Le point de rupture entre les deux mondes est la manducation du fruit défendu à partir de la promesse mensongère du serpent : « Le jour où vous en mangerez, vos yeux s’ouvriront et vous serez comme des dieux. » Ils ont mangé, leurs yeux se sont ouverts et… ils ont vu qu’ils étaient nus.

Selon ce récit étiologique, l’irruption du mal dans le monde est la conséquence de la quête de l’humain de vouloir être Dieu. Ne plus accepter ses limites et ses prochains mais laisser se développer son désir de posséder les gens et les choses. 

Que dit le texte ? – La situation de notre monde

La rupture d’avec la création de Dieu est marquée par trois points.

La honte de la nudité. Être nu, c’est être en vérité devant son prochain avec ses fragilités et ses cicatrices. Quand on veut être Dieu, il vaut mieux cacher ses faiblesses. L’humain a quitté le champ de la transparence pour entrer dans un jeu de dissimulation et de petits mensonges.

Le rejet de la responsabilité.
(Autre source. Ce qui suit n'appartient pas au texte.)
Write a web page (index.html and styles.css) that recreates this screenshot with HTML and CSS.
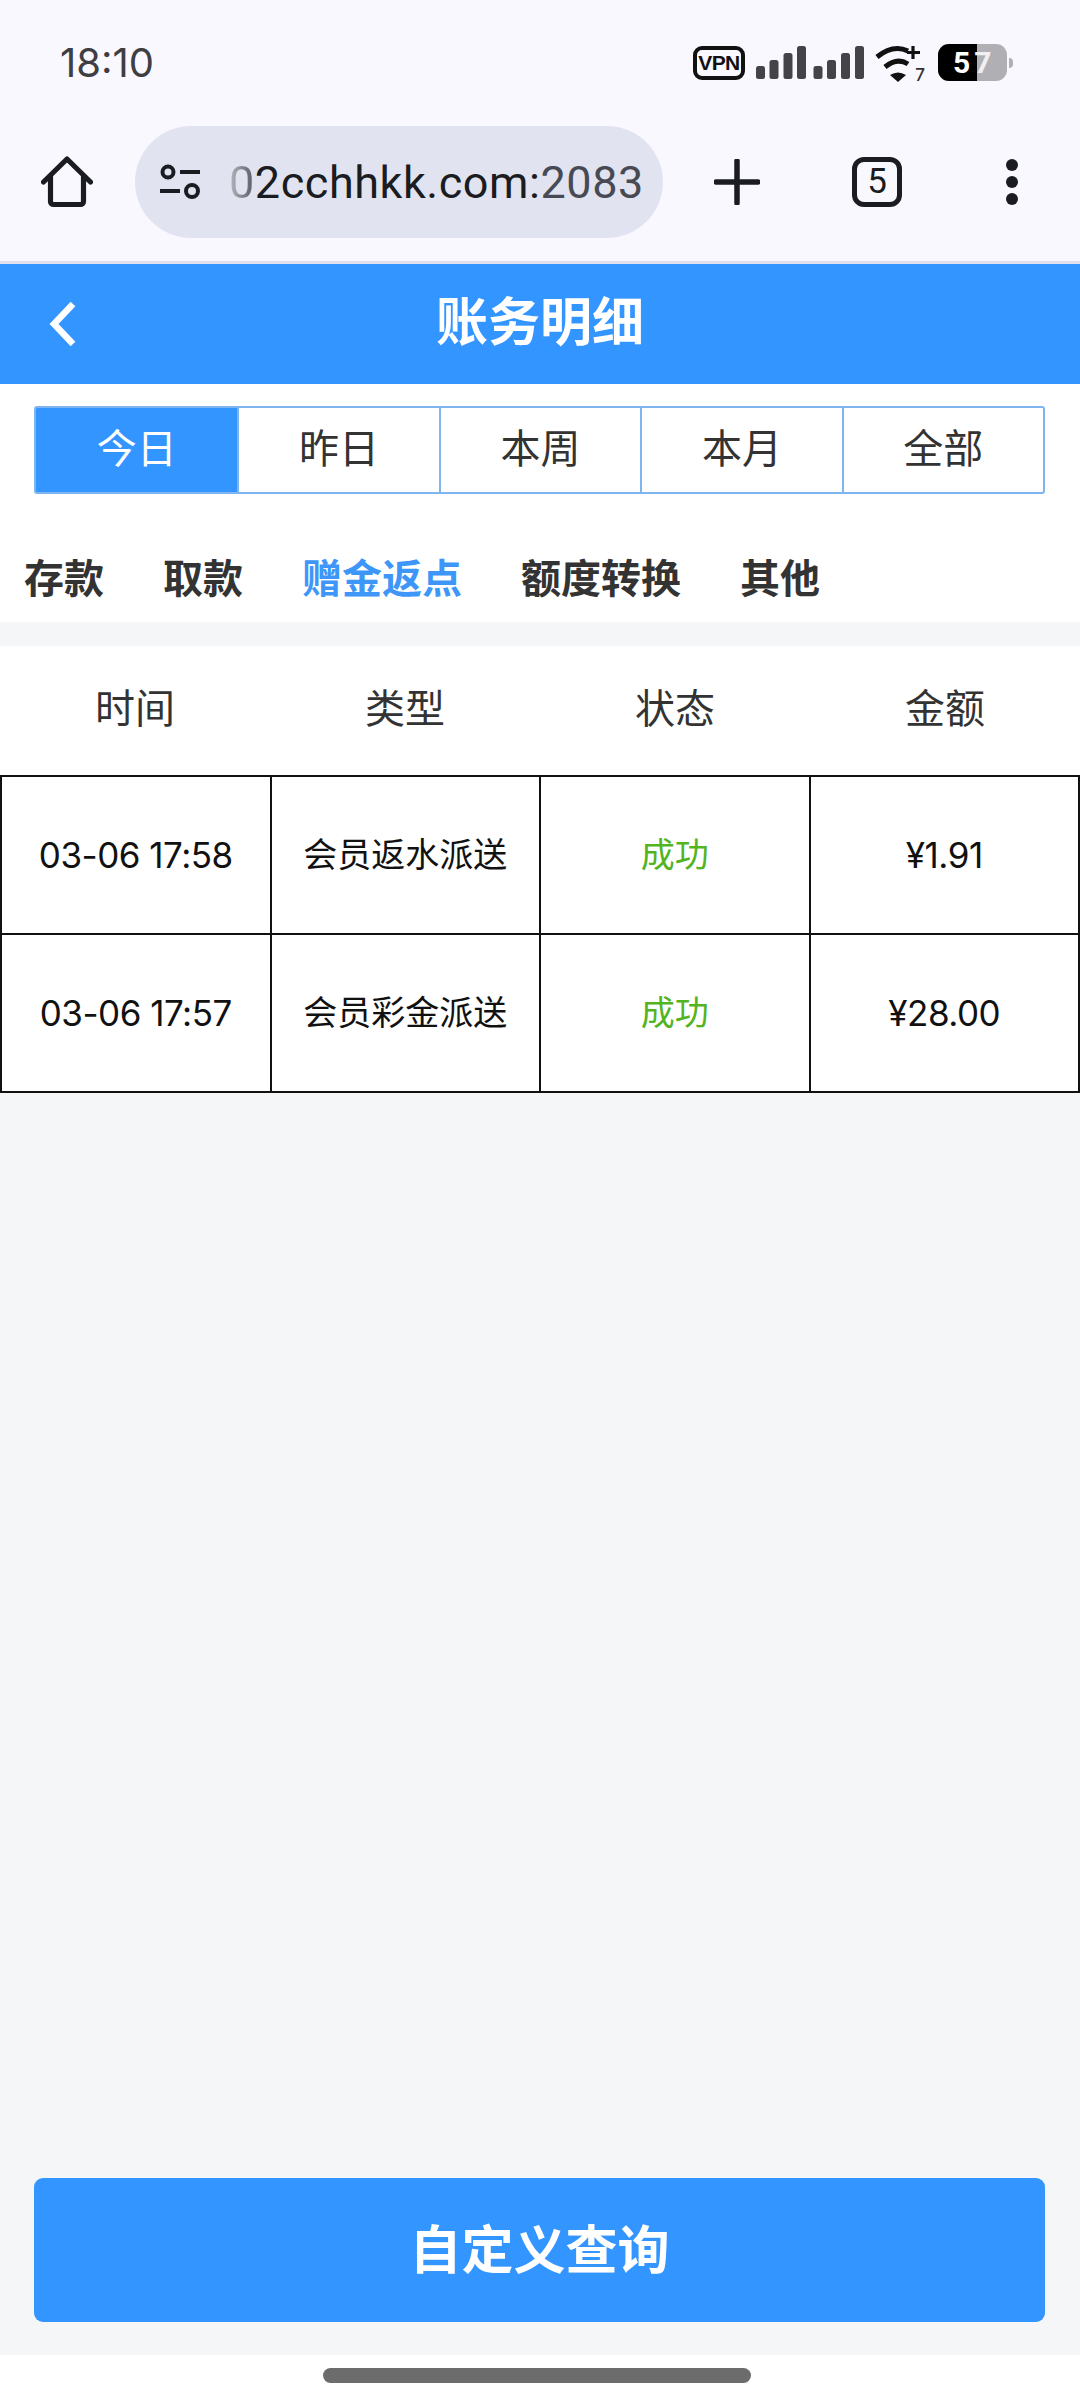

L’homme accuse la femme et la femme accuse le serpent. Être nu devant Dieu et son prochain, c’est assumer ce qu’on fait et ce qu’on dit, même quand il nous arrive de nous tromper ou de mal nous comporter.

L’opposition entre l’humain et le serpent. Dans le récit de la Genèse, le serpent est marqué par le mensonge et l’accusation. Le premier combat de notre humanité est celui contre le mensonge et l’accusation. 

Quel est le lien avec le passage de l’Évangile ? – Vaincre le serpent

Quand les religieux accusent Jésus de chasser les démons par le prince des démons, ce sont eux qui sont dans le registre du démoniaque en ce que leur parole est accusatrice et mensongère.

Jésus démonte leur accusation en rappelant basiquement ce qu’il a fait : il oppose les faits aux affabulations de ses accusateurs. Son attachement à la vérité est tellement entier qu’il le met en porte à faux par rapport à sa famille.

On n’écrase pas la tête du serpent en utilisant les mêmes armes que lui mais en refusant tout compromis avec la vérité.